The Eastern Catholic Churches have hierarchies in the New World, but these Churches have only a limited ability to govern themselves. The Congregation for the Eastern Churches on March 25, 1970, issued a decree, still in effect, which reserved to the Holy See the right to name the Melkite ordinary in the United States from a list of three names submitted by the Melkite Holy Synod. Thus the Melkite patriarch and synod do not have the final say on the choice of the bishop. In addition, the Eastern Catholic Churches m the United States are curtailed in their right to have married priests, although Eastern Churches have had married priests from the earliest days of Christianity.
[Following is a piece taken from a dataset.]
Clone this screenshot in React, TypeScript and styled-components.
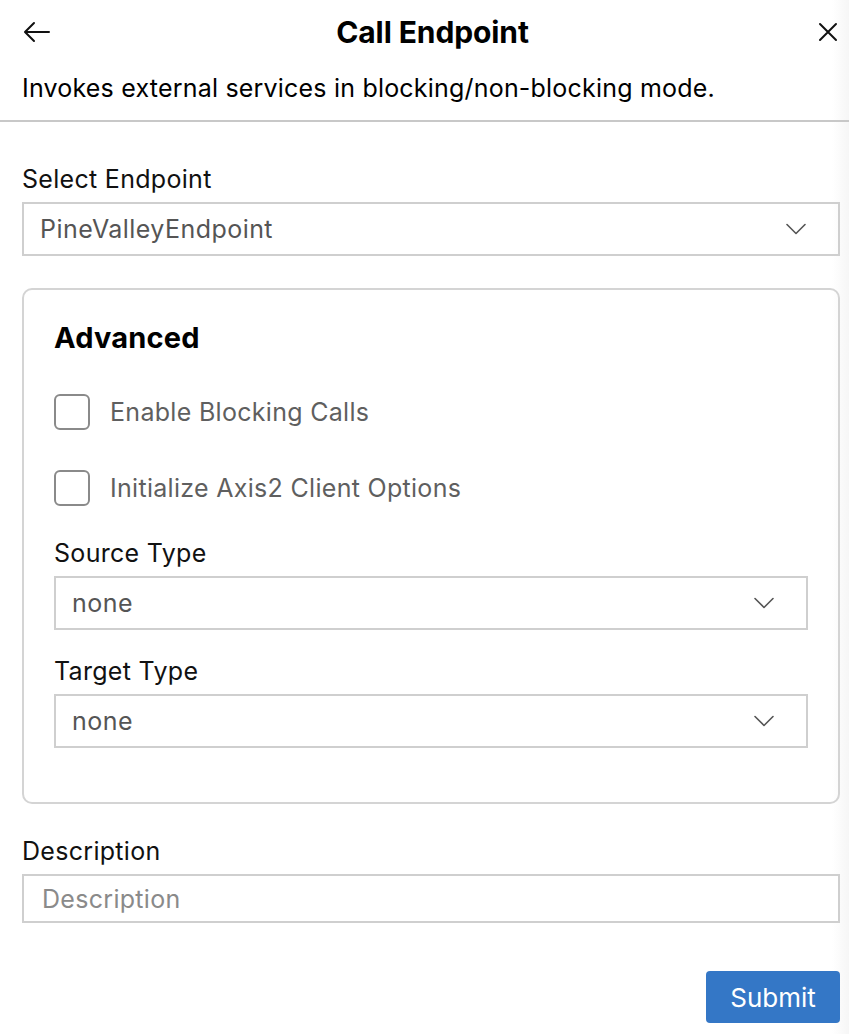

One thing is certain, and that is that the traditional boundaries of the patriarchates have been pulverized by the widespread and continuous emigration of peoples. This ethnographic phenomenon, which is irreversible and proper to our age, and which will continue, cannot be ignored. There is a unique and inexpressible relationship between the faithful and their father, the patriarch, against which no legislative text can prevail. The father cannot be separated from his children.
The Melkite Church in the United States is the daughter of the Patriarchate of Antioch, which bears it as a tree bears its branches. Without the repeated interventions of the patriarchate before, during, and after the Second Vatican Council, there would be no Melkite jurisdiction in this country. The patriarch is the guardian and protector of our Eastern tradition; he is the living symbol of its heritage, which nothing can replace. Our vocation is to be the guidepost on the road to unity and to work for the restoration of the integrity of the Patriarchate of Antioch to reconstitute its Pleroma (fulfillment) by forming into one single Church with the Greek (Antiochian) Orthodox Patriarchate. This problem is all the more urgent since the Middle East is now aflame.